There are 39 bowl games, not counting the College Football Playoff. And to think it all began with one — the Rose Bowl. Then came the Sun Bowl, the Sugar Bowl, the Cotton Bowl, the Orange Bowl and the Gator Bowl. In those ancient years before cable TV and the satellites, that was the post-season TV fare for college football fans, and all were played on New Years Day. The three networks would announce the bowls they were going to broadcast, and folks adjusted their schedules accordingly. One thing was always certain, the Rose Bowl would be at 3 p.m. New Year’s Day on NBC.
But those six initial bowls (the Sun, Sugar and Orange bowls are the second oldest bowls, in case you’re interested) soon begot other bowls, whose offspring became too numerous to recall, and the bowl season came earlier and earlier.
And there were the strange names as companies began sponsorships and having the instant “classic” named after them. And there were the unlikeliest locations.
For as long as I can remember, I’ve always been told that bowls were a reward to teams for having good, winning seasons; it was the opportunity for a team to travel to Florida or New Orleans or California for some fun and football. But it’s hard to figure the reward of playing in a bowl game in Boise, Idaho, in late December, or even Fort Worth or New York City, where the games are played in open stadiums. It’s not so bad for the teams playing in domes as in Atlanta, Dallas or Houston.

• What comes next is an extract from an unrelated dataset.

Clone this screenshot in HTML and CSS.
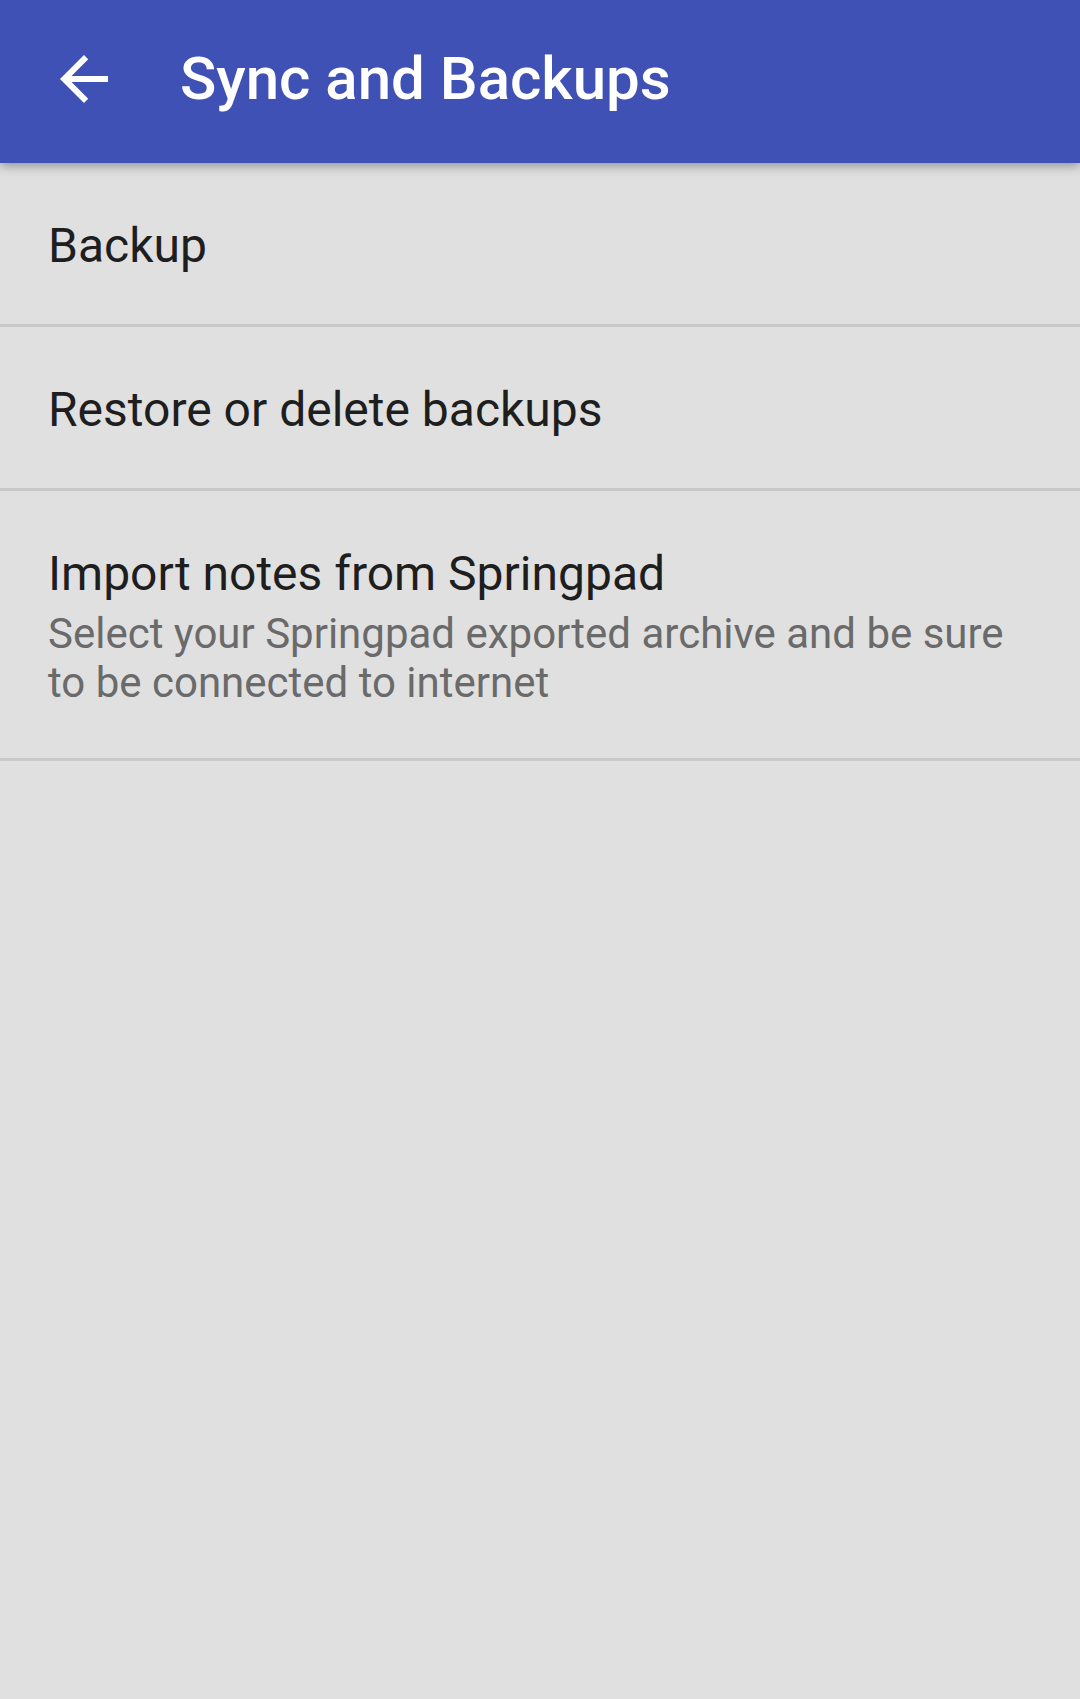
FILE: index.html
```html
<!DOCTYPE html>
<html lang="en">
<head>
<meta charset="utf-8">
<title>Sync and Backups</title>
<link rel="stylesheet" href="styles.css">
</head>
<body>
<header class="toolbar">
  <button class="nav-btn" aria-label="Back">
    <svg class="nav-icon" viewBox="0 0 24 24" width="72" height="72"><path d="M20 11H7.83l5.59-5.59L12 4l-8 8 8 8 1.41-1.41L7.83 13H20v-2z" fill="#fff"/></svg>
  </button>
  <h1 class="toolbar-title">Sync and Backups</h1>
</header>
<main class="prefs">
  <div class="pref">
    <div class="pref-title">Backup</div>
  </div>
  <div class="pref">
    <div class="pref-title">Restore or delete backups</div>
  </div>
  <div class="pref pref-multi">
    <div class="pref-title">Import notes from Springpad</div>
    <div class="pref-summary">Select your Springpad exported archive and be sure to be connected to internet</div>
  </div>
</main>
</body>
</html>
```
FILE: styles.css
```css
html, body {
  margin: 0;
  padding: 0;
}
body {
  width: 1080px;
  height: 1699px;
  background: #e0e0e0;
  font-family: Roboto, "Noto Sans", sans-serif;
  overflow: hidden;
}
.toolbar {
  height: 163px;
  background: #3f51b5;
  display: flex;
  align-items: center;
  box-shadow: 0 3px 10px rgba(0, 0, 0, 0.35);
  position: relative;
  z-index: 1;
}
.nav-btn {
  margin: -5px 0 0 48px;
  padding: 0;
  border: 0;
  background: none;
  width: 72px;
  height: 72px;
  display: flex;
}
.nav-icon {
  display: block;
}
.toolbar-title {
  margin: -5px 0 0 60px;
  color: #fff;
  font-size: 60px;
  font-weight: 500;
  line-height: 72px;
}
.prefs {
  display: flex;
  flex-direction: column;
}
.pref {
  padding: 55px 48px 50px 48px;
  border-bottom: 3px solid #c8c8c8;
}
.pref-title {
  font-size: 48px;
  line-height: 56px;
  color: #1e1e1e;
}
.pref-summary {
  margin-top: 7px;
  font-size: 42px;
  line-height: 49px;
  color: #6a6a6a;
}
.pref-multi {
  padding-bottom: 51px;
}
```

And what happened to rewards for a successful season. Now, if a team has a 6-6 record, they’re eligible; that sounds like getting a participation trophy for sitting the bench during the season.
As much as I love college football (and I will watch a lot of bowl games), I think the bowl thing has gone overboard, and they need to cut them back. It’s getting out of hand, and in some ways, I think has diluted the quality of competition playing in the games.
I’d like, in some ways, to go back to the old days, when the bowls were few and the games much more interesting.